(Rows from a dataset of pages and code)
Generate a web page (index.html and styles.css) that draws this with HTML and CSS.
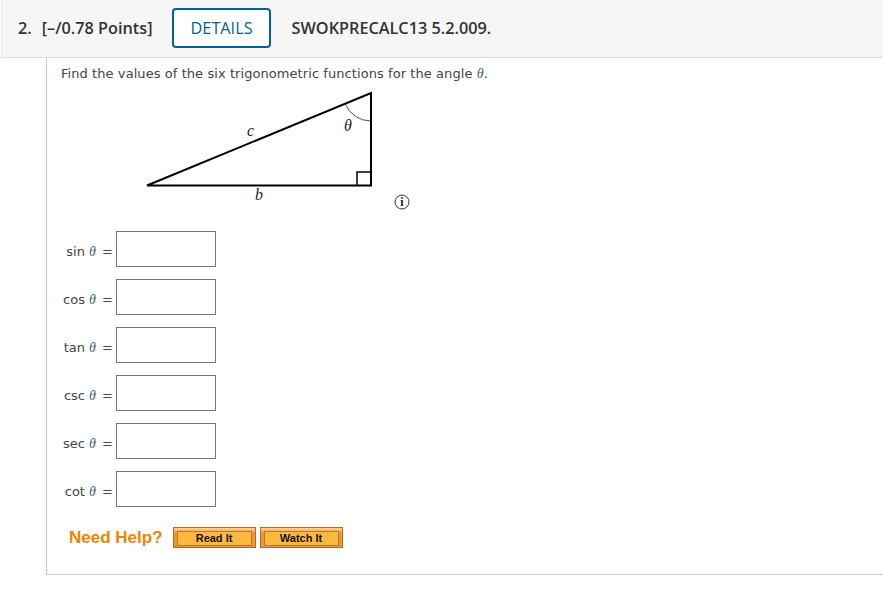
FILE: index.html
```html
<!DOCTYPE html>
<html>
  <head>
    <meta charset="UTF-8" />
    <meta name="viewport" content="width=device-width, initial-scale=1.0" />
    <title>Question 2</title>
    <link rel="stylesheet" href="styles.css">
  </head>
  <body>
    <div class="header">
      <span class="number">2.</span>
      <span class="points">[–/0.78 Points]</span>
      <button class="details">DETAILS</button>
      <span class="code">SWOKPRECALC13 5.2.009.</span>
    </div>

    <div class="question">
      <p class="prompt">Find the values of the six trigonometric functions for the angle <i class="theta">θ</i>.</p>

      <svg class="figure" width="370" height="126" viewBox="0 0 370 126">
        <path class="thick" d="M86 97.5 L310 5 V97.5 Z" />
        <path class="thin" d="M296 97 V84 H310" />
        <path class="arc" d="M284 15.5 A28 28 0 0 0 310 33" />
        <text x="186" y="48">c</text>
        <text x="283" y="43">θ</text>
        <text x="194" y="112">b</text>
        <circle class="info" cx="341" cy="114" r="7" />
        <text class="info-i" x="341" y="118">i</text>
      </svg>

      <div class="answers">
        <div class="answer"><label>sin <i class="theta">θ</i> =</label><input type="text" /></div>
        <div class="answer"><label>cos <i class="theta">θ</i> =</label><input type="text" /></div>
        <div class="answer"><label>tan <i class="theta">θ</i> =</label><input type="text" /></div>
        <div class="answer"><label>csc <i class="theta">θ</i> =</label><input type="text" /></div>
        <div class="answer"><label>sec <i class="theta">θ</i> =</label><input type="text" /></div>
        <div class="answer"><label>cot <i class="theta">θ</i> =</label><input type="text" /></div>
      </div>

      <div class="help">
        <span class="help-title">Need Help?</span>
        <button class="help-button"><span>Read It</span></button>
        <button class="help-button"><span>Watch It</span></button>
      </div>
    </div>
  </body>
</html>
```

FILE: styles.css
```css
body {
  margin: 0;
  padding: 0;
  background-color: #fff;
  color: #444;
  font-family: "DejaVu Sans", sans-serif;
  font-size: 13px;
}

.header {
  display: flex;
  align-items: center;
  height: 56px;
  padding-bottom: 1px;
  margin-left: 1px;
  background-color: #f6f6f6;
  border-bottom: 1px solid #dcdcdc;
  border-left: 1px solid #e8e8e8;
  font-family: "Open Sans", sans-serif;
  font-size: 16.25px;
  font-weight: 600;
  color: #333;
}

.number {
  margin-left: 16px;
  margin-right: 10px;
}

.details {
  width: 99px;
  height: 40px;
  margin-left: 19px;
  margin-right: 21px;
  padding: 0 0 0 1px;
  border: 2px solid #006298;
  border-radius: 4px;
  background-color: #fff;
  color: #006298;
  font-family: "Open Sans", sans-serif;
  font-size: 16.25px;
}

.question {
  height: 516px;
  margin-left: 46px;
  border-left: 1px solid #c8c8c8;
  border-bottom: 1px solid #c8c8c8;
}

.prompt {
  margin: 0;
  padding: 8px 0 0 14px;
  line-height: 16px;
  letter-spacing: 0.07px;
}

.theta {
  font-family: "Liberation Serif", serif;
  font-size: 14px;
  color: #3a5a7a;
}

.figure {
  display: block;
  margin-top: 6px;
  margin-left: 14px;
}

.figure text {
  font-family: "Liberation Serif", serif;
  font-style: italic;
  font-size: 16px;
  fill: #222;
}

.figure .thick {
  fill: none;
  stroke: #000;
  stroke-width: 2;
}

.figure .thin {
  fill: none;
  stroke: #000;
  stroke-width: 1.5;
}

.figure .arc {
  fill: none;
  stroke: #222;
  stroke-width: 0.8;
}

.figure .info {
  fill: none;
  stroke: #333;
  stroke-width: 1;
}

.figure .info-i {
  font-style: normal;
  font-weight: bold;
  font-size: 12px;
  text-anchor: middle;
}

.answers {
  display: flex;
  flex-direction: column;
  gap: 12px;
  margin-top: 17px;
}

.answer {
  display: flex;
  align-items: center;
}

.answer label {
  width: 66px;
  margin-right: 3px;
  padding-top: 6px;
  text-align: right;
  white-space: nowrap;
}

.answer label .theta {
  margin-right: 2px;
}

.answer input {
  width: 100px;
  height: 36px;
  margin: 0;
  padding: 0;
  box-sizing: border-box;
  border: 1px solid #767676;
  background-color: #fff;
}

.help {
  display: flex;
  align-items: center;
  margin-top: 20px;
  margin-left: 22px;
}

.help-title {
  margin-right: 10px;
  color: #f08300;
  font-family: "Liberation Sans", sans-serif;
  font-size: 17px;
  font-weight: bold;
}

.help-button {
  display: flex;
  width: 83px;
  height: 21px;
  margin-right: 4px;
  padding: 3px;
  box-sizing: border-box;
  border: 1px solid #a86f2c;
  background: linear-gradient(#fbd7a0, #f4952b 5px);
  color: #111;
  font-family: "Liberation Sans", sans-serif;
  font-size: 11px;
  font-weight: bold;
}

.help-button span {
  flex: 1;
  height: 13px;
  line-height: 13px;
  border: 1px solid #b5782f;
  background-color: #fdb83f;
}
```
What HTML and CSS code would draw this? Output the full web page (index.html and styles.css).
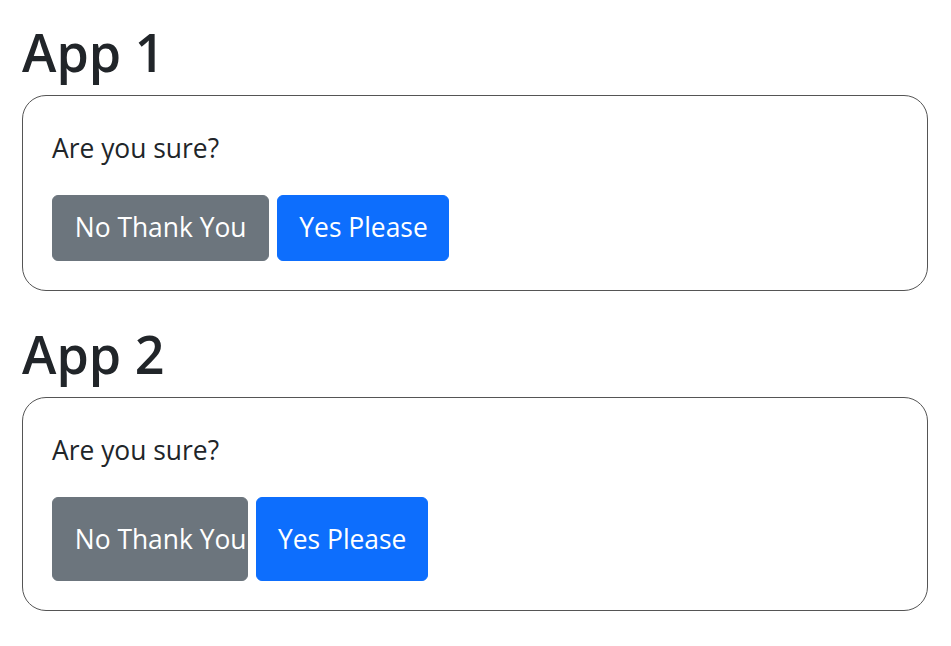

◆ **REQUEST**: Leave out the pictures and reproduce the rest of the listing exactly.

◆ **SOLUTION BELOW**:
Generate a web page (index.html and styles.css) that draws this with HTML and CSS.
FILE: index.html
```html
<!DOCTYPE html>
<html>
  <head>
    <meta charset="UTF-8" />
    <meta name="viewport" content="width=device-width, initial-scale=1.0" />
    <title>Question 2</title>
    <link rel="stylesheet" href="styles.css">
  </head>
  <body>
    <div class="header">
      <span class="number">2.</span>
      <span class="points">[–/0.78 Points]</span>
      <button class="details">DETAILS</button>
      <span class="code">SWOKPRECALC13 5.2.009.</span>
    </div>

    <div class="question">
      <p class="prompt">Find the values of the six trigonometric functions for the angle <i class="theta">θ</i>.</p>

      <svg class="figure" width="370" height="126" viewBox="0 0 370 126">
        <path class="thick" d="M86 97.5 L310 5 V97.5 Z" />
        <path class="thin" d="M296 97 V84 H310" />
        <path class="arc" d="M284 15.5 A28 28 0 0 0 310 33" />
        <text x="186" y="48">c</text>
        <text x="283" y="43">θ</text>
        <text x="194" y="112">b</text>
        <circle class="info" cx="341" cy="114" r="7" />
        <text class="info-i" x="341" y="118">i</text>
      </svg>

      <div class="answers">
        <div class="answer"><label>sin <i class="theta">θ</i> =</label><input type="text" /></div>
        <div class="answer"><label>cos <i class="theta">θ</i> =</label><input type="text" /></div>
        <div class="answer"><label>tan <i class="theta">θ</i> =</label><input type="text" /></div>
        <div class="answer"><label>csc <i class="theta">θ</i> =</label><input type="text" /></div>
        <div class="answer"><label>sec <i class="theta">θ</i> =</label><input type="text" /></div>
        <div class="answer"><label>cot <i class="theta">θ</i> =</label><input type="text" /></div>
      </div>

      <div class="help">
        <span class="help-title">Need Help?</span>
        <button class="help-button"><span>Read It</span></button>
        <button class="help-button"><span>Watch It</span></button>
      </div>
    </div>
  </body>
</html>
```

FILE: styles.css
```css
body {
  margin: 0;
  padding: 0;
  background-color: #fff;
  color: #444;
  font-family: "DejaVu Sans", sans-serif;
  font-size: 13px;
}

.header {
  display: flex;
  align-items: center;
  height: 56px;
  padding-bottom: 1px;
  margin-left: 1px;
  background-color: #f6f6f6;
  border-bottom: 1px solid #dcdcdc;
  border-left: 1px solid #e8e8e8;
  font-family: "Open Sans", sans-serif;
  font-size: 16.25px;
  font-weight: 600;
  color: #333;
}

.number {
  margin-left: 16px;
  margin-right: 10px;
}

.details {
  width: 99px;
  height: 40px;
  margin-left: 19px;
  margin-right: 21px;
  padding: 0 0 0 1px;
  border: 2px solid #006298;
  border-radius: 4px;
  background-color: #fff;
  color: #006298;
  font-family: "Open Sans", sans-serif;
  font-size: 16.25px;
}

.question {
  height: 516px;
  margin-left: 46px;
  border-left: 1px solid #c8c8c8;
  border-bottom: 1px solid #c8c8c8;
}

.prompt {
  margin: 0;
  padding: 8px 0 0 14px;
  line-height: 16px;
  letter-spacing: 0.07px;
}

.theta {
  font-family: "Liberation Serif", serif;
  font-size: 14px;
  color: #3a5a7a;
}

.figure {
  display: block;
  margin-top: 6px;
  margin-left: 14px;
}

.figure text {
  font-family: "Liberation Serif", serif;
  font-style: italic;
  font-size: 16px;
  fill: #222;
}

.figure .thick {
  fill: none;
  stroke: #000;
  stroke-width: 2;
}

.figure .thin {
  fill: none;
  stroke: #000;
  stroke-width: 1.5;
}

.figure .arc {
  fill: none;
  stroke: #222;
  stroke-width: 0.8;
}

.figure .info {
  fill: none;
  stroke: #333;
  stroke-width: 1;
}

.figure .info-i {
  font-style: normal;
  font-weight: bold;
  font-size: 12px;
  text-anchor: middle;
}

.answers {
  display: flex;
  flex-direction: column;
  gap: 12px;
  margin-top: 17px;
}

.answer {
  display: flex;
  align-items: center;
}

.answer label {
  width: 66px;
  margin-right: 3px;
  padding-top: 6px;
  text-align: right;
  white-space: nowrap;
}

.answer label .theta {
  margin-right: 2px;
}

.answer input {
  width: 100px;
  height: 36px;
  margin: 0;
  padding: 0;
  box-sizing: border-box;
  border: 1px solid #767676;
  background-color: #fff;
}

.help {
  display: flex;
  align-items: center;
  margin-top: 20px;
  margin-left: 22px;
}

.help-title {
  margin-right: 10px;
  color: #f08300;
  font-family: "Liberation Sans", sans-serif;
  font-size: 17px;
  font-weight: bold;
}

.help-button {
  display: flex;
  width: 83px;
  height: 21px;
  margin-right: 4px;
  padding: 3px;
  box-sizing: border-box;
  border: 1px solid #a86f2c;
  background: linear-gradient(#fbd7a0, #f4952b 5px);
  color: #111;
  font-family: "Liberation Sans", sans-serif;
  font-size: 11px;
  font-weight: bold;
}

.help-button span {
  flex: 1;
  height: 13px;
  line-height: 13px;
  border: 1px solid #b5782f;
  background-color: #fdb83f;
}
```
What HTML and CSS code would draw this? Output the full web page (index.html and styles.css).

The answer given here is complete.